Marlow Heights in the early to mid-fifties. This is actually a picture a reader took of a large (3 feet x
4 feet) photo his Dad had in his basement for many years, thus the serious scars in the photo. The rest of the photo shows St. Barnabas Road up to about where the bowling alley is now.

History of Hillcrest (including Marlow Heights). This is from a Harvard link, believe it or not, but contains some good historical information on Hillcrest Heights and Marlow Heights. I didn’t know that Marlow Heights began as a subdivision in 1953! It also references Deer Park Heights, my old neighborhood.

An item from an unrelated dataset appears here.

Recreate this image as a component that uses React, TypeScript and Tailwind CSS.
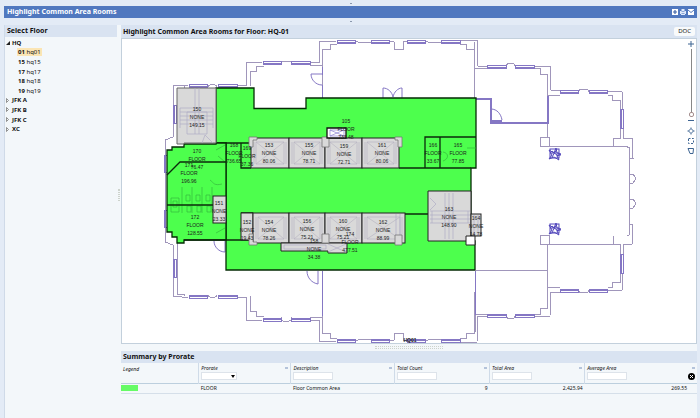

The Italian section of Hillcrest Heights was around Holy Family Church and Shugart Jr. High. All the houses in that section were built by the families that developed the area (Carozza, Tenaglia, Antonelli, Amatucci), and were built around 1955. Hillcrest Heights Shopping Center had G.C. Murphy, closed in 1981, became a Peoples Drug, then CVS, now vacant. Lots of ice cream at Highs. At one time there was also a Carvel that came and went - an elderly person stepped on the gas instead of the breaks when parking and drove through the front of the store. Carvel didn’t reopen. John and Nancy bakery took the spot when the Safeway expanded and wiped out a lot of stores (Candey Hardware, Official Cleaners, public library, etc)
. [Courtesy Gary, www.dcgrocery.com]

History of Silver Hill/Morningside. Thought I’d include this as Silver Hill was not only down the road from Iverson Mall, but the name of our Boy’s Club back then. Also, Morningside evokes memories of WPGC (“Am and FM, Morningside!”